Prejudicial pre-trial publicity In recent weeks, journalists have criticised the growing judicial unease at the tabloids’ increasing desire to resort to entrapment. Their argument overlooks the prejudicial, pre-trial defamatory publicity concerning the entrapped accused that inevitably follows, usually without warning before trial and often in front-page sensational terms. Also overlooked is the fact that there is little or no evidence that the defendants have ever before committed the specific offences with which they are now charged. Very serious questions arise over the use of tabloid evidence by the police/CPS when deciding when to prosecute, particularly when not just one, but a series of prosecutions have taken place at the behest of a particular tabloid newspaper.
The inherent problem is that while the tabloids, when acting in this manner are effectively police informers, the same journalists and newspapers would appear not to be subject to any meaningful police/CPS control, judging at least from the adverse pre-trial publicity they routinely generate except for subsequent contempt proceedings which rarely take place. It must also be asked whether it is ever right to incite (not ‘induce’) a person to commit an offence, especially one for which there was no evidence to suggest the target had ever offended before. For reasons given below, it is clear that Europe will not readily allow the police/CPS to entrap their targets, so is it right for the police/CPS to make use of such evidence supplied by the tabloids in order to start a prosecution? One argument advanced in favour of thepolice/CPS is their duty to investigate and prevent crime, and prevention of crime can be a justification, in principle, for contravening an individual’s right to privacy as enshrined in Article 8 of the European Convention on Human Rights (ECHR) . It is unattractive, in my view, for journalists to rely on the same argument. The ‘agent provocateur’ The classic definition of the ‘agent provocateur’ is one who, having enticed another to commit an offence, then informs on him. At common law, it is not a defence to argue that you would never have committed an offence, “but for” his (the ‘agent’s') activities, and evidence obtained in this way would be admissible at trial. With the introduction of Section 78 of the Police and Criminal Evidence Act 1984, a trial judge may now exclude such evidence at their discretion. In exercising that discretion, the judge must take account of the ECHR and decisions arising from this. Although the Human Rights Act 1998 has still to be brought into force, the courts will take into account ECHR principles. The Director of Public Prosecutions has an obligation to pursue a case only if, after all things considered, a prosecution is in the public interest, and a relevant aspect of the public interest is whether a case would be overturned on appeal by reason of enactment of the 1998 Act.

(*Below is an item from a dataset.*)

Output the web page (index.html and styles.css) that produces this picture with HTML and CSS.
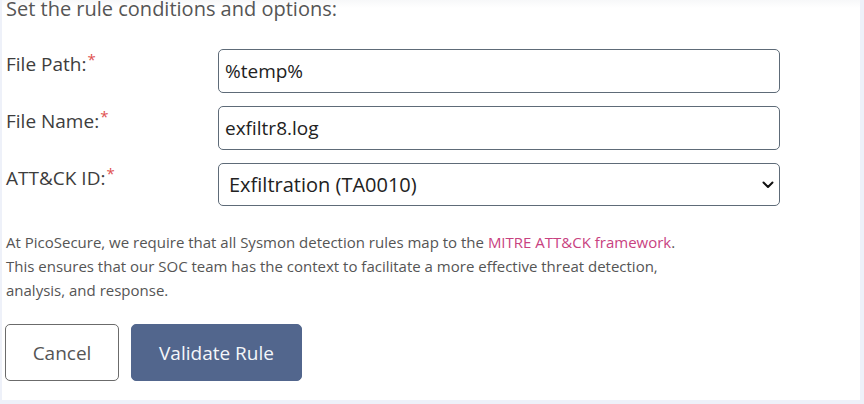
FILE: index.html
```html
<!DOCTYPE html>
<html lang="en">
<head>
<meta charset="utf-8">
<title>Rule conditions</title>
<link rel="stylesheet" href="styles.css">
</head>
<body>
<div class="panel">
  <div class="content">
    <h2 class="heading">Set the rule conditions and options:</h2>
    <form class="form">
      <label class="label" for="path">File Path:<span class="req">*</span></label>
      <input class="field" id="path" type="text" value="%temp%">
      <label class="label" for="name">File Name:<span class="req">*</span></label>
      <input class="field" id="name" type="text" value="exfiltr8.log">
      <label class="label" for="attck">ATT&amp;CK ID:<span class="req">*</span></label>
      <div class="select-wrap">
        <select class="field select" id="attck">
          <option>Exfiltration (TA0010)</option>
        </select>
        <svg class="chev" width="12" height="8" viewBox="0 0 12 8" aria-hidden="true"><path d="M1.5 1.5 L6 6 L10.5 1.5" fill="none" stroke="#111" stroke-width="2" stroke-linecap="round" stroke-linejoin="round"/></svg>
      </div>
    </form>
    <p class="note">At PicoSecure, we require that all Sysmon detection rules map to the <a class="link" href="#">MITRE ATT&amp;CK framework</a>.<br>This ensures that our SOC team has the context to facilitate a more effective threat detection,<br>analysis, and response.</p>
    <div class="actions">
      <button class="btn btn-cancel" type="button">Cancel</button>
      <button class="btn btn-primary" type="button">Validate Rule</button>
    </div>
  </div>
</div>
</body>
</html>
```
FILE: styles.css
```css
html, body {
  margin: 0;
  padding: 0;
  height: 100%;
  overflow: hidden;
}
body {
  background: #eef1f9;
  font-family: "Open Sans", "Noto Sans", sans-serif;
}
.panel {
  margin-left: 2px;
  width: 858px;
  height: 404px;
  background: linear-gradient(to bottom, #f3f4f6 0px, #ffffff 12px);
}
.content {
  padding-left: 4px;
}
.heading {
  margin: -4px 0 0 0;
  font-size: 20px;
  font-weight: 400;
  line-height: 26px;
  color: #555;
}
.form {
  display: grid;
  grid-template-columns: 212px 562px;
  row-gap: 13px;
  margin-top: 27px;
}
.label {
  font-size: 19px;
  line-height: 26px;
  color: #3d3d3d;
  padding-top: 2px;
}
.req {
  color: #e0504f;
  font-size: 15px;
  vertical-align: 6px;
  line-height: 0;
  margin-left: 1px;
}
.field {
  box-sizing: border-box;
  width: 562px;
  height: 44px;
  margin: 0;
  padding: 0 6px;
  border: 1px solid #5e6b78;
  border-radius: 5px;
  background: #fff;
  font-family: "Open Sans", "Noto Sans", sans-serif;
  font-size: 19px;
  color: #222;
  outline: none;
}
.select-wrap {
  position: relative;
  width: 562px;
  height: 43px;
}
.select {
  height: 43px;
  padding-left: 10px;
  font-size: 20px;
  appearance: none;
  -webkit-appearance: none;
}
.chev {
  position: absolute;
  right: 6px;
  top: 18px;
  pointer-events: none;
}
.note {
  margin: 24px 0 0 0;
  font-size: 15px;
  line-height: 24px;
  color: #555;
}
.link {
  color: #c8427f;
  text-decoration: none;
}
.actions {
  display: flex;
  gap: 12px;
  margin-top: 22px;
}
.btn {
  height: 57px;
  border-radius: 5px;
  font-family: "Open Sans", "Noto Sans", sans-serif;
  font-size: 19px;
  padding: 0 25px;
  cursor: pointer;
}
.btn-cancel {
  background: #fff;
  border: 1px solid #6b6b6b;
  color: #555;
  width: 114px;
  margin-left: -1px;
}
.btn-primary {
  background: #52668d;
  border: 1px solid #52668d;
  color: #f4f6fa;
  width: 171px;
}
```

As clause 3.2 of the CPS’s code for prosecutors makes clear, review of the “evidential” and “public interest” tests is a continuing process and the CPS must take account of any change in circumstances.The ECHR (Texiera De Castro v Portugal 29 EHRR 101) discovered a violation of the right to a fair trial, in circumstances where two undercover policemen had actually enticed the accused to commit a criminal offence he would simply not otherwise have committed, “but for” their activities. This is similar to the pre-existing US approach. In that jurisdiction, the courts find offenders not guilty where led into offences by law enforcement agencies. Despite this, the US courts have found that entrapment does not extend to situations where the offender has merely been presented with the opportunity to commit the offence.
The English courts adopt this distinction, but at common law have no need to rely upon it.
Abuse of process
An abuse arises where events are such that it would be so unfair, or so wrong for the prosecution to continue. Specifically, where one is entrapped by an official body such as the police, the discretionary test for the judge to apply when considering a stay for abuse is a careful balancing exercise between the public interest and not conveying the impression that the court will adopt the approach that the end justifies the means.
The courts recognise the importance of proper investigative journalism if it is in the public interest, but draw a clear distinction with that activity and the role of the police. It is one thing for the police to make use of information concerning an offence which is already laid on, but it is quite another thing to use an informer to encourage another to commit an offence of a more serious character, which he would not otherwise commit. It is considered to be a much more serious issue if the police themselves take part in carrying it out.

Indications as to the current approach
A considered ruling of His Honour Judge Pontius on 3 September 1999 (R v Thwaites and Hardwicke) is of great value in assessing how the courts currently apply the law to these issues. When passing sentence on the Earl of Hardwicke, Judge Pontius unusually received and read a note to him from the jury which said: “Had we been allowed to take the extreme provocation into account we would undoubtedly have reached a different verdict.” Notwithstanding this, the decision is not at all decisive, in that each case should be considered on its own facts, merits and surrounding circumstances, and consequently judicial interpretation may appear, from time to time, to differ. Furthermore, the CPS’s code expressly recognises that each case is unique. Even journalists themselves are beginning to feel uneasy. Roy Greenslade of The Guardian, in commenting on the Pontius ruling, concluded that if entrapment is “to have any future at all”, it must “be used sparingly, and in cases which are overwhelmingly in the public interest”. In imposing a small fine on the Walker case on 13 October, 1999, Magistrate Keating, in a Horseferry Road courtroom populated by numerous journalists, pulled no punches: “I don’t like the way they [News of the World] behaved one bit. I don’t like the filth they have written about you.” The courts continue to stress that the ends do not justify the means. Even if it is to continue, we are likely to see continued judicial discouragement of tabloid entrapment reflected, when appropriate, in any sentence passed. The CPS may be more reticent in the future to start such prosecutions, but until it addresses the activities of the journalists themselves, entrapment operations will continue and the activities of the amateur detectives of Fleet Street will remain, as now, discriminatory in their choice of targets and unpoliced. Simon Smith is a partner at Messrs Schilling & Lom and Partners. He represented (with Antony Chinn of 4 Brick Court) Johnnie Walker in the prosecution brought by the CPS following a tabloid sting operation. The views expressed are those of the author only, and not of his client.